Katherine knows some of them, the regular smokers who skip out on afternoon classes from other Catholic single-sex schools, as well as a few expats from public high schools whose silent brooding has always been mistaken for toughness, simply because they don't have religion raining down on them all day at school; spirituality must be replaced with knife fights or race riots or whatever goes on in those godless, dress-code-less halls. And there are others here too, an older crowd already out of high school, not bothering with college, returning to the scene of their younger experiments as if unready to let go and become permanent old people. It is one of those who taps Katherine on the shoulder and, when she turns, strikes a match that nearly singes her eyebrows.
His name is Trip Holbly, already a man at twenty, with curly blond-brown hair that takes on a pea-green varnish in direct sunlight. There is no sunlight this afternoon, so his blond-brown hair curls over his ears and pokes from between the chrome snaps of a denim shirt. A trim, blond mustache lifts as he smiles, revealing a hole right in the center of his upper bridge, where two incisors and a canine should be. He cuts a gorgeous figure. To her he is not so unlike one of the marble saints in the church her mother is attending. She nervously sucks the flame he offers through a filter, as she tries not to stare.
“What happened to your teeth?” she asks, unable to resist looking at his face any longer. His eyes are the navy color of her school-uniform skirt. His cheeks are a patchwork of dark freckles over faded ones. Dirt is a prettier makeup than foundation and eyeliner, and that's why men always have the advantage in beauty.
Trip Holbly's laugh only amplifies the hole in his teeth. He takes a step back and lurches forward, swaying on the heels of beat-up brown work boots.
“Knocked them out,” he says. “Just yesterday. I was doing a job on a roof, and when I heard that news come over the radio, I slipped. Fell two flights
and landed on a bed of wood beams. When I came to, my teeth were lying next to me. Our president gets killed, I almost followed after him. I spent the day in the hospital getting stitched up.”

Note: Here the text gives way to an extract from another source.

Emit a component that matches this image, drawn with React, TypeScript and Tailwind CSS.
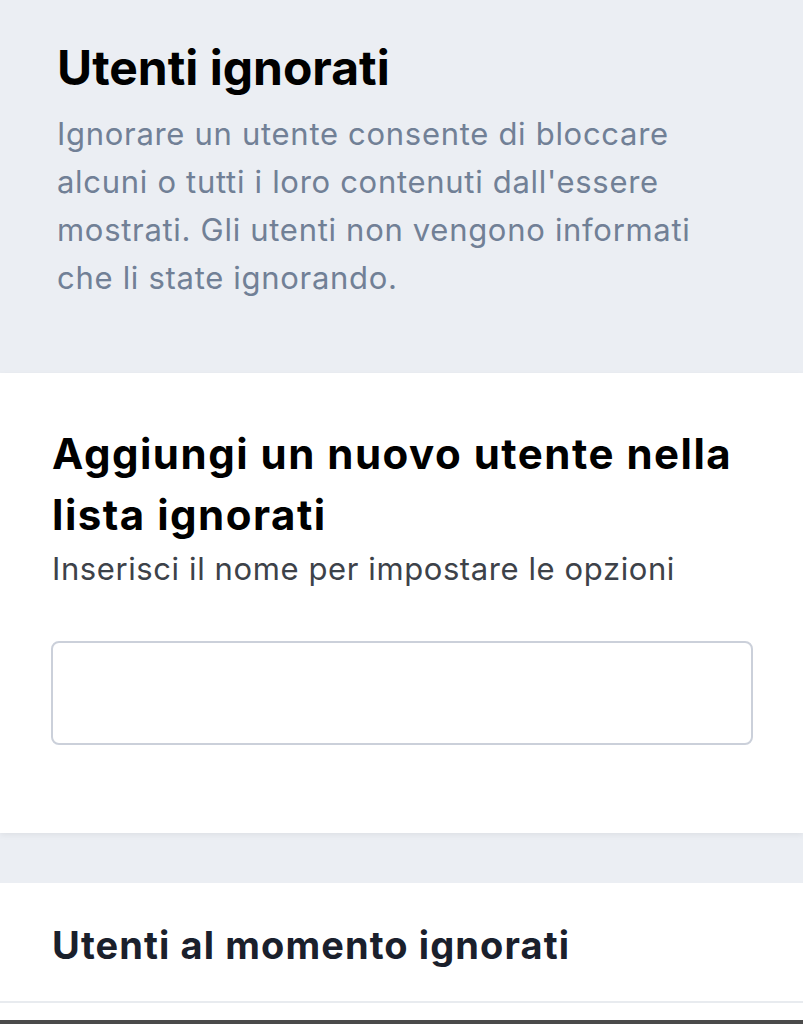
import React from "react";

export default function App() {
  return (
    <div className="w-[803px] h-[1024px] overflow-hidden bg-white flex flex-col" style={{ fontFamily: "Inter, 'Noto Sans', sans-serif" }}>
      <section className="bg-[#ebeef3] h-[373px] pl-[57px] pr-[40px] pt-[38px] shrink-0">
        <h1 className="text-[48px] leading-[60px] font-bold text-black">Utenti ignorati</h1>
        <p className="mt-[12px] text-[31px] leading-[48px] tracking-[0.7px] text-[#718096] max-w-[670px]">
          Ignorare un utente consente di bloccare alcuni o tutti i loro contenuti dall'essere mostrati. Gli utenti non vengono informati che li state ignorando.
        </p>
      </section>
      <section className="bg-white h-[460px] pl-[52px] pr-[40px] pt-[50px] shrink-0 shadow-[0_2px_6px_rgba(0,0,0,0.06)] relative z-10">
        <h2 className="text-[42px] leading-[61px] tracking-[1.5px] font-bold text-black">Aggiungi un nuovo utente nella lista ignorati</h2>
        <p className="mt-[4px] text-[31px] leading-[40px] tracking-[0.6px] text-[#3d4249]">Inserisci il nome per impostare le opzioni</p>
        <input className="mt-[52px] -ml-[1px] block w-[702px] h-[104px] border-2 border-[#cbd0da] rounded-[8px] bg-white outline-none" />
      </section>
      <div className="bg-[#ebeef3] h-[50px] shrink-0" />
      <section className="bg-white h-[120px] pl-[52px] pt-[38px] border-b-2 border-[#e8ebef] shrink-0">
        <h3 className="text-[38px] leading-[48px] tracking-[1.1px] font-bold text-[#1a202c]">Utenti al momento ignorati</h3>
      </section>
      <div className="bg-white h-[17px] shrink-0" />
      <div className="bg-[#4a4a4a] flex-1" />
    </div>
  );
}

Katherine nervously rubs her neck, impressed by a man who could speak so casually about losing something as essential as his smile. Her own teeth are chattering, because something frightening is going on with her heart. She giggles and stops, hating the dumb, girlish noise she makes, especially as everyone else around her is staring mutely into the distance. Thank god for the cigarette, which she plugs in her mouth and takes a slow pull, feigning confidence, feigning cool, while her whole body shivers like a door caught in the wind that doesn't want to close.
“So that's it, huh? They couldn't sew them back in?”
He smiles broadly, as if to emphasize the point. “That's it. No more solid food for a while. But don't worry. I'm not going to keep looking like I can only eat applesauce forever. They're making a retainer for me, so I can snap them back in til you won't be able to tell. I don't know why, but it feels kind of fated. Like I'll remember the day always.”